» **WORK INSTRUCTIONS**:
Select the lines of the records containing the word "this" and list them.

» **EXERCISE INPUT**:
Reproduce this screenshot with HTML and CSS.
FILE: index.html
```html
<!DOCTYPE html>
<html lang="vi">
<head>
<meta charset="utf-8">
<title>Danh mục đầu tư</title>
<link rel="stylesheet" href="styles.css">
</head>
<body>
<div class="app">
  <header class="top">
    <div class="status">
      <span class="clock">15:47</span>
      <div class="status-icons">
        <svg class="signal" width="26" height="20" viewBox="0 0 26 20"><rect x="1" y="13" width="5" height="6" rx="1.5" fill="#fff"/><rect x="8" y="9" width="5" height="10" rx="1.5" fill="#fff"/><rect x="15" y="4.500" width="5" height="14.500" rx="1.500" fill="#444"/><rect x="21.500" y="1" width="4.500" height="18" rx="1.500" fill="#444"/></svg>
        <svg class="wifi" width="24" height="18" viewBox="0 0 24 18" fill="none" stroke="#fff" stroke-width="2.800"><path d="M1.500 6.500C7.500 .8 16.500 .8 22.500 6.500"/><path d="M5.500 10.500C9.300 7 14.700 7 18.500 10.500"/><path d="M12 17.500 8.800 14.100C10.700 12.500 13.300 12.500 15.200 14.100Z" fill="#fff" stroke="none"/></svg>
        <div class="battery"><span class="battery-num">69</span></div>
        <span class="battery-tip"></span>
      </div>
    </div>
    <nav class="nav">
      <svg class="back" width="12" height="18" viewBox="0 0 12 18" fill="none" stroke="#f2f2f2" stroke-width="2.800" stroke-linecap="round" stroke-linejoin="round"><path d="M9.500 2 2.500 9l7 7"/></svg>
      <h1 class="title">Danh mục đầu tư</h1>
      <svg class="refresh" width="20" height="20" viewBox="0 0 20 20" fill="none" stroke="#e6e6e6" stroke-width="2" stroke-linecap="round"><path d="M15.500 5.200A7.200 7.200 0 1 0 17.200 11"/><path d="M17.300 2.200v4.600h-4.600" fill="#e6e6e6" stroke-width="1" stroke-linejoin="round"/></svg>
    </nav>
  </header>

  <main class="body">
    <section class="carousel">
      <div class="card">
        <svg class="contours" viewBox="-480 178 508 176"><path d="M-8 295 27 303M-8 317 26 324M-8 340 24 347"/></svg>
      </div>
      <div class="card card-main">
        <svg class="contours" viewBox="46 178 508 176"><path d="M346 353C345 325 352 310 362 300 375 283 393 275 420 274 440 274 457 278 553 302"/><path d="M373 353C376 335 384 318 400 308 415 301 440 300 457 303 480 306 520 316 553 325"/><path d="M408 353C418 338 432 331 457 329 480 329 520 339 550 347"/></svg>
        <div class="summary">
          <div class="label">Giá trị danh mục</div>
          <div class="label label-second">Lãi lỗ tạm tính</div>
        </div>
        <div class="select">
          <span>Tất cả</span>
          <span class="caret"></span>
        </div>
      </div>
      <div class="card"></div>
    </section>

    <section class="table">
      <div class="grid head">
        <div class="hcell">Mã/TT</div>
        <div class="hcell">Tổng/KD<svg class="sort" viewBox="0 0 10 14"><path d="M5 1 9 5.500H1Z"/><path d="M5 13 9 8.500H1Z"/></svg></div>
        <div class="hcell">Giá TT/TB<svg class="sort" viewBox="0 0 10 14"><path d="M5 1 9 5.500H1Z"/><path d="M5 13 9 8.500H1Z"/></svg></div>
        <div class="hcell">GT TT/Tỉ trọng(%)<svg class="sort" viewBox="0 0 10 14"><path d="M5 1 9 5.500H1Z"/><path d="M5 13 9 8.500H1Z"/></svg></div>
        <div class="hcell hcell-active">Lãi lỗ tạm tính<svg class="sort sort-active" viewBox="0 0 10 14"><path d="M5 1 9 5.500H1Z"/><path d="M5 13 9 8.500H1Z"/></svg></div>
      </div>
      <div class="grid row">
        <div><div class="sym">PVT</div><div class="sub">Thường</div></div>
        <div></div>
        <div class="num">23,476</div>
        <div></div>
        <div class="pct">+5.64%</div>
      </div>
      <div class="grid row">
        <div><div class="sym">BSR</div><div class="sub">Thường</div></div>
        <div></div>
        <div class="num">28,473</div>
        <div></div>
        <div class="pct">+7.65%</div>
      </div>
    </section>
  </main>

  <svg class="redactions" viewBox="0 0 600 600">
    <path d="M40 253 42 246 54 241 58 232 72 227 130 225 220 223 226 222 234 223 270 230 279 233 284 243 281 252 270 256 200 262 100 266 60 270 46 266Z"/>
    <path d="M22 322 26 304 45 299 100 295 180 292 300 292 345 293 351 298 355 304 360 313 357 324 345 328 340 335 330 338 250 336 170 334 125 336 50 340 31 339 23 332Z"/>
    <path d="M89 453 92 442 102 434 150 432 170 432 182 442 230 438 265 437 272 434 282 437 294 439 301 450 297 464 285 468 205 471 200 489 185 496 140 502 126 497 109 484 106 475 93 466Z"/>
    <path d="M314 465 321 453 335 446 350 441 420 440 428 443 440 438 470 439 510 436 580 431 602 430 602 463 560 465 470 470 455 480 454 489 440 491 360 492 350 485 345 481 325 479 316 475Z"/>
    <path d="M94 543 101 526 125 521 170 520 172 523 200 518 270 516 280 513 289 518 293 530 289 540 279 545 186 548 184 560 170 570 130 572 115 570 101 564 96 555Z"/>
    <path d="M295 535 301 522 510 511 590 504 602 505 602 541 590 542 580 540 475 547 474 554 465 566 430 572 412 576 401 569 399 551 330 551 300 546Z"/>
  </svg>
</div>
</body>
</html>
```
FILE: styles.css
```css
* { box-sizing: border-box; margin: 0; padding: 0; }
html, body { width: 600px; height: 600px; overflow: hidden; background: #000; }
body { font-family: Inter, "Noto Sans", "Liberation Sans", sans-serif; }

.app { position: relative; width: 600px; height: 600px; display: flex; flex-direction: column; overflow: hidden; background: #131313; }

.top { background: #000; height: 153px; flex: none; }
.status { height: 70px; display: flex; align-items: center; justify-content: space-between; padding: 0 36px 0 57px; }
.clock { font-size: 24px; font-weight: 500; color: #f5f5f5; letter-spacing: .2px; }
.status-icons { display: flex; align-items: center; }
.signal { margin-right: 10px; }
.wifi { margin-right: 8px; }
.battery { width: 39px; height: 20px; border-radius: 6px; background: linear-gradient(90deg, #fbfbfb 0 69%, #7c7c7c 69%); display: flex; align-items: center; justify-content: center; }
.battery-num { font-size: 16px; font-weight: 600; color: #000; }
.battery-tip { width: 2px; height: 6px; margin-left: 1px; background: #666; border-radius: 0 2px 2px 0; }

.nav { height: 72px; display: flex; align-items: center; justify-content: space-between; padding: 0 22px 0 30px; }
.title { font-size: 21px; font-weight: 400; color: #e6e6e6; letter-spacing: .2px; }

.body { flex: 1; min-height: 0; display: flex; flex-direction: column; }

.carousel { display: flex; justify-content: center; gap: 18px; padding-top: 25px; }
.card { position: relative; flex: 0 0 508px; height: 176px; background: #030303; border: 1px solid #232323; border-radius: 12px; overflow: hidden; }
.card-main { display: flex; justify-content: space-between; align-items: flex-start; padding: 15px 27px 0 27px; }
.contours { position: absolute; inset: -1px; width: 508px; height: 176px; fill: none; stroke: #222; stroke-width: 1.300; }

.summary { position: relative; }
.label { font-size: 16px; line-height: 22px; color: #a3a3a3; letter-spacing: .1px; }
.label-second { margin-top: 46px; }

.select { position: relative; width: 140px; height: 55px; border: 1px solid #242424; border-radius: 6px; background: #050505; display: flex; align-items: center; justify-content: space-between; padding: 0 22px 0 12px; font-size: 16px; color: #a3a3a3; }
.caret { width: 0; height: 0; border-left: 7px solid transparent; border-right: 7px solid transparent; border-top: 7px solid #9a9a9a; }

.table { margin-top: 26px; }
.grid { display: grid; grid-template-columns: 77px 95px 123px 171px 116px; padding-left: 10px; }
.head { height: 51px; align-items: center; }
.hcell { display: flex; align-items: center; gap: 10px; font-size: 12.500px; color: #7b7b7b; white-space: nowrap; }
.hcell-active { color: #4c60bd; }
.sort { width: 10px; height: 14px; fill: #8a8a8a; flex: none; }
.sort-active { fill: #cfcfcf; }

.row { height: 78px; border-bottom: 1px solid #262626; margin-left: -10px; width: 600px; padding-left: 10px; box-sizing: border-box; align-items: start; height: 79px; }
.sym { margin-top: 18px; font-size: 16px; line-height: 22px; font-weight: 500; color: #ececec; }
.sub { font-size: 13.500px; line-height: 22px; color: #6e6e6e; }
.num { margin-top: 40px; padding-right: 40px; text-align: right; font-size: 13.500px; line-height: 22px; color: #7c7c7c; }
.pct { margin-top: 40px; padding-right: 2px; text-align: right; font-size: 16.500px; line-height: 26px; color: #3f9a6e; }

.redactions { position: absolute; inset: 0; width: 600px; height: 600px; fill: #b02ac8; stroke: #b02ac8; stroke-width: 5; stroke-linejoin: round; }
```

--

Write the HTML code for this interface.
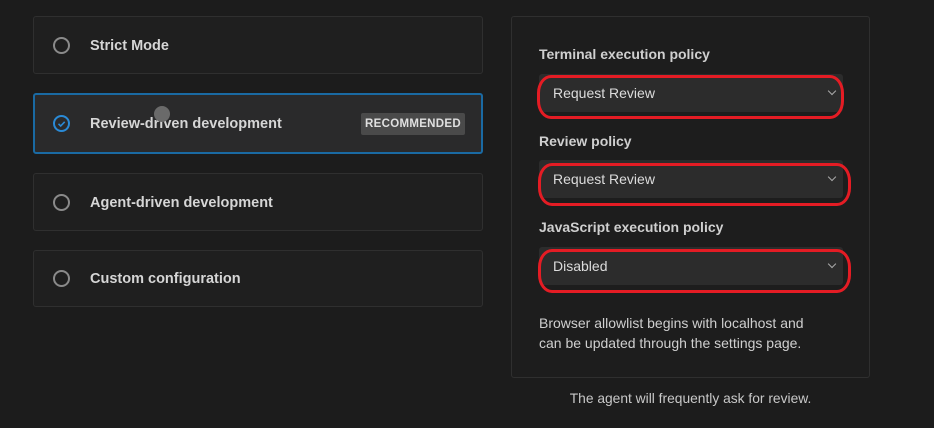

» **TASK SOLUTION**:
Reproduce this screenshot with HTML and CSS.
Write the HTML code for this interface.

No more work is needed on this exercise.